_What you have to do_.
Copy each line of the entries that contains the word "index".

----

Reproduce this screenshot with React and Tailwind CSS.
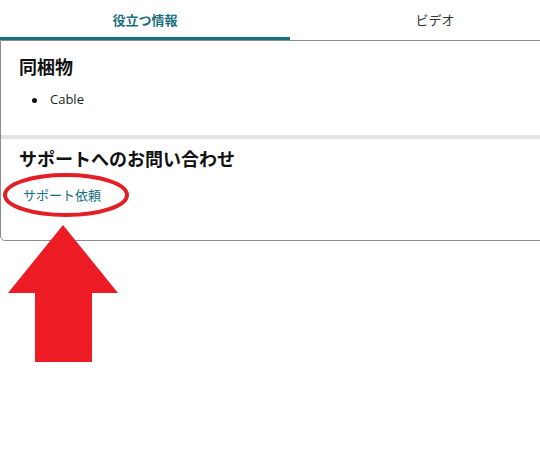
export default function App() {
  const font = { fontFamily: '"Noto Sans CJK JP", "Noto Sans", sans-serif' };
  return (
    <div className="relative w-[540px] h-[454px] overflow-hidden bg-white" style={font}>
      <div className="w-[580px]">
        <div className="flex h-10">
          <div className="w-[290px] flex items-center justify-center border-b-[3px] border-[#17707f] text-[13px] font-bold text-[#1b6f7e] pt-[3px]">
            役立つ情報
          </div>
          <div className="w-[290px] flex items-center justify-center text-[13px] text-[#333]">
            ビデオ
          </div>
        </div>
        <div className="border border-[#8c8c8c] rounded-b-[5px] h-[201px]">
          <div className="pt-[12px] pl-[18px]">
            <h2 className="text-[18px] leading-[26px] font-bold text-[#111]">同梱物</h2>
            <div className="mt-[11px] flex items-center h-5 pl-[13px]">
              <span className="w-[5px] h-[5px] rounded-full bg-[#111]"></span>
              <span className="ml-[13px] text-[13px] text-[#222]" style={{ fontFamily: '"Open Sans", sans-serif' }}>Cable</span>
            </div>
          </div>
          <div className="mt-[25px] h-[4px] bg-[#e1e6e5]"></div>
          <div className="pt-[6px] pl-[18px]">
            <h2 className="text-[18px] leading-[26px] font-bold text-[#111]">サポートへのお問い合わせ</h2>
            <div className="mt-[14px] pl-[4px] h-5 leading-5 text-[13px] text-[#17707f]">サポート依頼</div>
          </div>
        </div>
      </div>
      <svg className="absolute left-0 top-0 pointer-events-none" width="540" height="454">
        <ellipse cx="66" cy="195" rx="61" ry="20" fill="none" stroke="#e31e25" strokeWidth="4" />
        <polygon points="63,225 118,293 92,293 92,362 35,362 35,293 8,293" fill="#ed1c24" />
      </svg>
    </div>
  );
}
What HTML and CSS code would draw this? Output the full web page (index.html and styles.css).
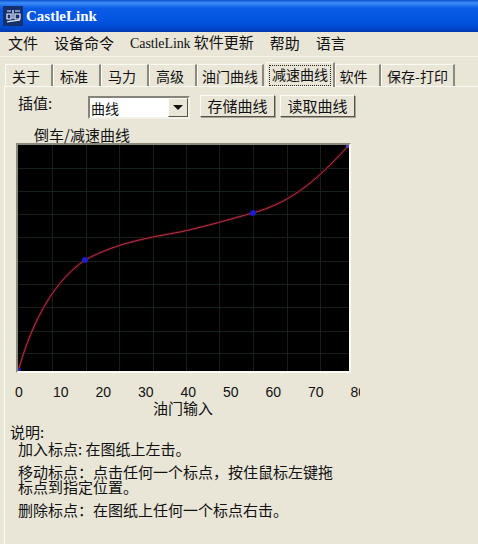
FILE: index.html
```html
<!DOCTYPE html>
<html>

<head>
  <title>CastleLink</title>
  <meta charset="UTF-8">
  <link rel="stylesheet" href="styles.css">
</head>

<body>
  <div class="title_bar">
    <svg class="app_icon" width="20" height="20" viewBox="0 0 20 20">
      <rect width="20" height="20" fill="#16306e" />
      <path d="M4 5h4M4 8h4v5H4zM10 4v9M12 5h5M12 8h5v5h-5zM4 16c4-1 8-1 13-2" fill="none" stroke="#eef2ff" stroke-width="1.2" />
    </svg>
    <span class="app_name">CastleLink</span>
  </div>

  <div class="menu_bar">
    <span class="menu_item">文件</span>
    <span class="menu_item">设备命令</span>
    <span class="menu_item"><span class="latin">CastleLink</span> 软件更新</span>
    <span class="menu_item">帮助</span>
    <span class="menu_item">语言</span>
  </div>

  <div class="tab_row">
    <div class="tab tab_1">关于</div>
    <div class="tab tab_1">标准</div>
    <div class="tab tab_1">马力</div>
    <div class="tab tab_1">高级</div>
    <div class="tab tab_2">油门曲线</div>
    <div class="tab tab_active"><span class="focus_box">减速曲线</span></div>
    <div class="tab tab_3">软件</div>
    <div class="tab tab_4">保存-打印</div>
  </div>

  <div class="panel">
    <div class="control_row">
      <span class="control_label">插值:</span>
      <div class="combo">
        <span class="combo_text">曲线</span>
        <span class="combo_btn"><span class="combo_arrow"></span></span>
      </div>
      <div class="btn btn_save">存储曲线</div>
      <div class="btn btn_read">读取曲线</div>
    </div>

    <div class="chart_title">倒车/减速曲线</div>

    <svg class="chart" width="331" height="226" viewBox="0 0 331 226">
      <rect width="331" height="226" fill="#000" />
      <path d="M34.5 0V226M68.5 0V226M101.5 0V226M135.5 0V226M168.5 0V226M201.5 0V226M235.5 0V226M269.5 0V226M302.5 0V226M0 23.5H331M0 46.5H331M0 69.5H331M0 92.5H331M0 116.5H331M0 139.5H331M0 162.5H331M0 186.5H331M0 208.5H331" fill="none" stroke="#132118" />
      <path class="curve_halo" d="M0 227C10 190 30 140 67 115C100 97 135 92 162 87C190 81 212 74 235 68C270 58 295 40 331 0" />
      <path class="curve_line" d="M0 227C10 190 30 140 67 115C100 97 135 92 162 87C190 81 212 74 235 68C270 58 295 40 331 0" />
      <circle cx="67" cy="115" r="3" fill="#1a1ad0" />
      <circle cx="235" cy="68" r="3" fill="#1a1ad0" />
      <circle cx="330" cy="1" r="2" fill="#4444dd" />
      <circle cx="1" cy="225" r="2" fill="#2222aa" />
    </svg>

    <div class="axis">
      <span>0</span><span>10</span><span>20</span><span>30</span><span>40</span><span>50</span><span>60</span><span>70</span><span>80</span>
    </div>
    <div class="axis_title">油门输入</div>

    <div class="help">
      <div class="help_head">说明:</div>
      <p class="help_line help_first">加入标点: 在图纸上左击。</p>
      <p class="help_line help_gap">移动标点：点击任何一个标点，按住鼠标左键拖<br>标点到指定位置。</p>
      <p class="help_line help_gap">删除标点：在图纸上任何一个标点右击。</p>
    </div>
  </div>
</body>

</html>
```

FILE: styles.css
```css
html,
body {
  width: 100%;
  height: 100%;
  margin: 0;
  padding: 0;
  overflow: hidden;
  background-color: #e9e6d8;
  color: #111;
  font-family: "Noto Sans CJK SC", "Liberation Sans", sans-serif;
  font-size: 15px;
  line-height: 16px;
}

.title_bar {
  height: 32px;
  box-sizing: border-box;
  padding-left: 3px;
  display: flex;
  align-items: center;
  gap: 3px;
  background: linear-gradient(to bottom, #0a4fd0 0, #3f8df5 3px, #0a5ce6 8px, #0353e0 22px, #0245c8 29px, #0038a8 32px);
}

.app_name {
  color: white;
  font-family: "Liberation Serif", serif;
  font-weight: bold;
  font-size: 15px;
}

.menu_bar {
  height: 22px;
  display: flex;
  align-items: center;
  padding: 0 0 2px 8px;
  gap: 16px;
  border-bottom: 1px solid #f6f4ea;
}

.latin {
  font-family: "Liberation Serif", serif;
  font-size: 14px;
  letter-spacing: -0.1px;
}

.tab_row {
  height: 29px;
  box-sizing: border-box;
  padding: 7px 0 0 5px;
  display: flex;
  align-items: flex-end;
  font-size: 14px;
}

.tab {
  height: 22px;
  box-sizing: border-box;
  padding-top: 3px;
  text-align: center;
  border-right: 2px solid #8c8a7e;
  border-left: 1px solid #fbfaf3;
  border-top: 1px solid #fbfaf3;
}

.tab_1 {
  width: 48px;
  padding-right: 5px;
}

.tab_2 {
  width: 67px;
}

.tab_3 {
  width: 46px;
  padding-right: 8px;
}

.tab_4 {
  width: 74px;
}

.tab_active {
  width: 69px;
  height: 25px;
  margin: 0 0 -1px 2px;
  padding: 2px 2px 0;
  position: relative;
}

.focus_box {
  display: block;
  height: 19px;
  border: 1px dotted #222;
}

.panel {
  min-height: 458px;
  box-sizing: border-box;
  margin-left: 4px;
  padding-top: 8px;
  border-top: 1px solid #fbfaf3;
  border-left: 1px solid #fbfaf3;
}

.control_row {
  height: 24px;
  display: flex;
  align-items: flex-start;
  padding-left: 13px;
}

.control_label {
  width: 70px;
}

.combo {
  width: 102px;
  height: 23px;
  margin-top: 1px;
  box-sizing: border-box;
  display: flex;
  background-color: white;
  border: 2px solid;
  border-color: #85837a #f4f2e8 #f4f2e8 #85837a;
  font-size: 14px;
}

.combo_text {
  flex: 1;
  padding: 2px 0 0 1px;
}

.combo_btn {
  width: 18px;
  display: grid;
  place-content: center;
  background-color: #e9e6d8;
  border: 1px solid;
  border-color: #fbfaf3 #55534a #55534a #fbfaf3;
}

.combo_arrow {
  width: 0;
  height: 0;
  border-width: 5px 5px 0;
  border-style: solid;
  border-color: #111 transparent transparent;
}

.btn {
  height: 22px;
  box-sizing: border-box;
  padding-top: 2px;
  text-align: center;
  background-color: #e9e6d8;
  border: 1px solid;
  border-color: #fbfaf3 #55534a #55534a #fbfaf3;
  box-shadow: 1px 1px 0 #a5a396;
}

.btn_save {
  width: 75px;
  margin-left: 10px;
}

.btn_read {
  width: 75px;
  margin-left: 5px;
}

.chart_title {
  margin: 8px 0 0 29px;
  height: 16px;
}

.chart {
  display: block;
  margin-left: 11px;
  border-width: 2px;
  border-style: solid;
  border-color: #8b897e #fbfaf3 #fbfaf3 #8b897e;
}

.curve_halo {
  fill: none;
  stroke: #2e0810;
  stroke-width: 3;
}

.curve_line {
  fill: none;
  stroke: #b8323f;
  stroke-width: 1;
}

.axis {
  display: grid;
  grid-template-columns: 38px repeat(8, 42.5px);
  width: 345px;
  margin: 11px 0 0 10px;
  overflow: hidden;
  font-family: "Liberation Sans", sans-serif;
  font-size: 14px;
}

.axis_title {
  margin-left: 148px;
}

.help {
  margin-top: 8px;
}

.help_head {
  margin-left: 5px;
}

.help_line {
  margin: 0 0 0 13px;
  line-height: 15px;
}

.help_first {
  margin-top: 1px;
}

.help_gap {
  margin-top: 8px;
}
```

----

_Result of the task_.
What HTML and CSS code would draw this? Output the full web page (index.html and styles.css).
FILE: index.html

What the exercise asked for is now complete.